Okay, it sounded funnier in our head. Hey, just be glad we're not throwing another "In Soviet Russia…" joke at you.
But seriously, folks. There are more crosses, double crosses, and triples crosses than a marathon session of naughts & crosses (that's Queen's English for tic-tac-toe). And for all our talk about how sneaky and deceptive SPECTRE is, Bond also pretends to be an ally with someone he'd drop at a moment's notice. At least that's the impression you'd get in From Russia with Love considering how Bond demands Tania's loyalty…a loyalty we're not quite sure he ever extends back to her.

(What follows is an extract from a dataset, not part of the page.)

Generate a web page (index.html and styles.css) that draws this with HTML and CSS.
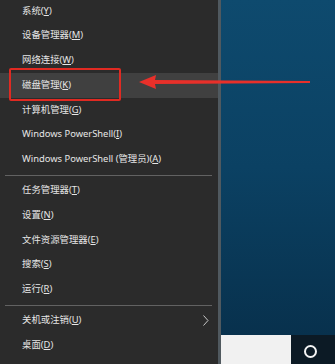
FILE: index.html
```html
<!DOCTYPE html>
<html>
<head>
<meta charset="utf-8">
<link rel="stylesheet" href="styles.css">
</head>
<body>
<div class="screen">
  <div class="menu">
    <div class="group first">
      <div class="item">系统(<u>Y</u>)</div>
      <div class="item">设备管理器(<u>M</u>)</div>
      <div class="item">网络连接(<u>W</u>)</div>
      <div class="item active">磁盘管理(<u>K</u>)</div>
      <div class="item">计算机管理(<u>G</u>)</div>
      <div class="item">Windows PowerShell(<u>I</u>)</div>
      <div class="item">Windows PowerShell (管理员)(<u>A</u>)</div>
    </div>
    <div class="sep"></div>
    <div class="group">
      <div class="item">任务管理器(<u>T</u>)</div>
      <div class="item">设置(<u>N</u>)</div>
      <div class="item">文件资源管理器(<u>E</u>)</div>
      <div class="item">搜索(<u>S</u>)</div>
      <div class="item">运行(<u>R</u>)</div>
    </div>
    <div class="sep"></div>
    <div class="group">
      <div class="item sub">关机或注销(<u>U</u>)
        <svg class="chev" width="6" height="11" viewBox="0 0 6 11"><path d="M0.5 0.5 L5 5.5 L0.5 10.5" fill="none" stroke="#c8c8c8" stroke-width="1"/></svg>
      </div>
      <div class="item">桌面(<u>D</u>)</div>
    </div>
  </div>
  <div class="edge"></div>
  <div class="desktop">
    <div class="wall"></div>
    <div class="taskbar">
      <div class="search"></div>
      <div class="cortana"></div>
    </div>
  </div>
  <div class="redbox"></div>
  <svg class="arrow" width="175" height="18" viewBox="0 0 175 18">
    <path d="M0 8 L17 1 L16 6 L171 7 L171 9 L16 10 L17 15 Z" fill="#e8302a"/>
  </svg>
</div>
</body>
</html>
```
FILE: styles.css
```css
html, body {
  margin: 0;
  padding: 0;
  background: #2b2b2b;
}
.screen {
  position: relative;
  width: 335px;
  height: 364px;
  display: flex;
  overflow: hidden;
  font-family: "Noto Sans", "Noto Sans CJK SC", sans-serif;
  font-size: 9.4px;
  color: #e6e6e6;
}
.menu {
  width: 218px;
  background: #2b2b2b;
  display: flex;
  flex-direction: column;
}
.group.first {
  margin-top: -1.5px;
}
.item {
  height: 24.8px;
  line-height: 24.8px;
  padding-left: 22px;
  white-space: nowrap;
  position: relative;
}
.item u {
  text-decoration: underline;
  text-underline-offset: 1px;
}
.item.active {
  background: #404040;
}
.sub {
  display: flex;
  align-items: center;
}
.chev {
  position: absolute;
  right: 9px;
  top: 7px;
}
.sep {
  height: 6px;
  display: flex;
  align-items: center;
  padding: 0 6px 0 5px;
}
.sep::before {
  content: "";
  flex: 1;
  height: 1px;
  background: #626262;
}
.edge {
  width: 3px;
  background: #50595f;
}
.desktop {
  flex: 1;
  display: flex;
  flex-direction: column;
}
.wall {
  flex: 1;
  background: linear-gradient(180deg, #0e4a6e 0%, #0b4163 50%, #08314d 100%);
}
.taskbar {
  height: 29px;
  display: flex;
  align-items: center;
  background: #0c1a25;
}
.search {
  width: 70px;
  height: 100%;
  background: #f1f1f1;
}
.cortana {
  width: 9px;
  height: 9px;
  border: 2px solid #f4f4f4;
  border-radius: 50%;
  margin-left: 13px;
  margin-top: 4px;
}
.redbox {
  position: absolute;
  left: 9px;
  top: 68px;
  width: 108px;
  height: 29px;
  border: 2px solid #e02a22;
  border-radius: 2px;
}
.arrow {
  position: absolute;
  left: 139px;
  top: 74px;
}
```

Unlike SPECTRE's Number One, however, Bond doesn't betray all his allies. Bond stays loyal to Kerim Bey until the end, whereas Number One doesn't hesitate to kill his loyal agents with a swift kick from a poisoned boot. The spy game is one that's difficult to win. But in SPECTRE, the game plays you.
Questions About Betrayal
What does SPECTRE consider a betrayal, and how does it punish those who betray them?
The Russians and the British have an amiable rivalry in Istanbul at the beginning of the movie. What's the turning point? Does either side realize they're being manipulated?

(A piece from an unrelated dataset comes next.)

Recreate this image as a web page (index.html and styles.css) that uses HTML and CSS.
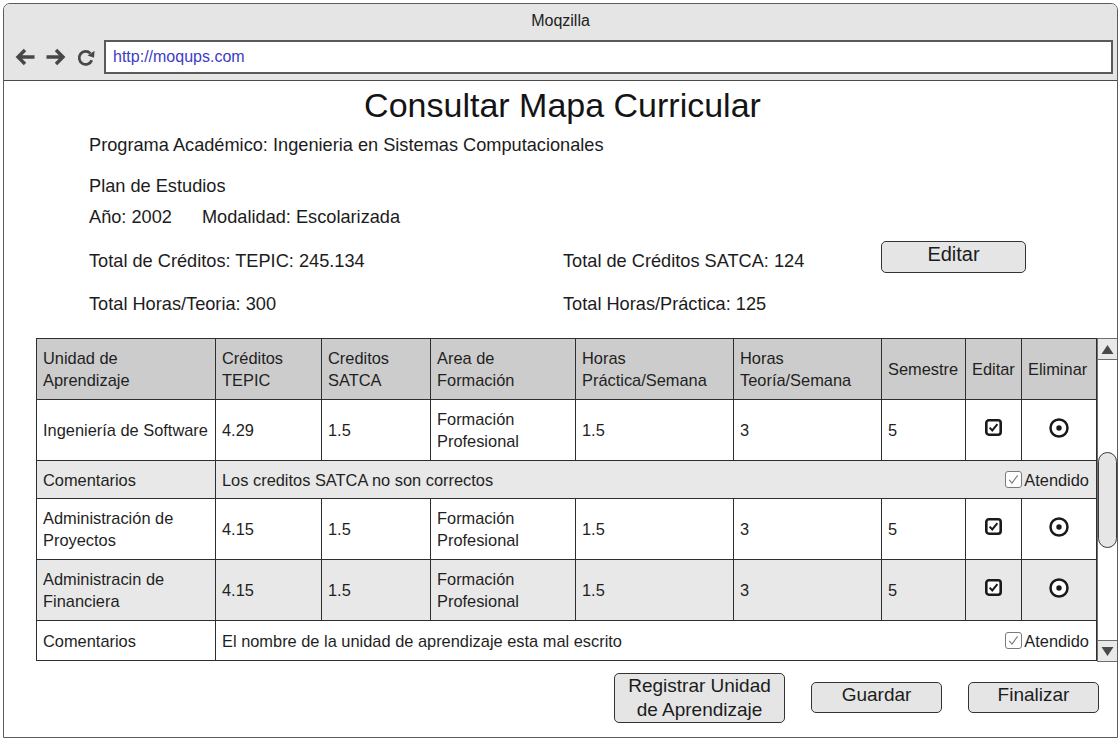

Would you consider Tania a traitor? She thinks she's doing her duty for Mother Russia, but she decides to stay with Bond in the end. Does she realize that it's SPECTRE who betrayed her and not her country?
Chew on This
Betrayal is part of the spy game, so you'd think there would be no hard feelings. Yet everyone takes betrayal quite personally. Bond especially. He's using Tania to get to the Lektor machine, but when he suspects that she is using him, he becomes furious at her. He's a double-o hypocrite.
Betrayal often occurs underground, below decks on the SPECTRE ship or beneath Istanbul, for example. It's almost as if the setting of these acts is symbolic.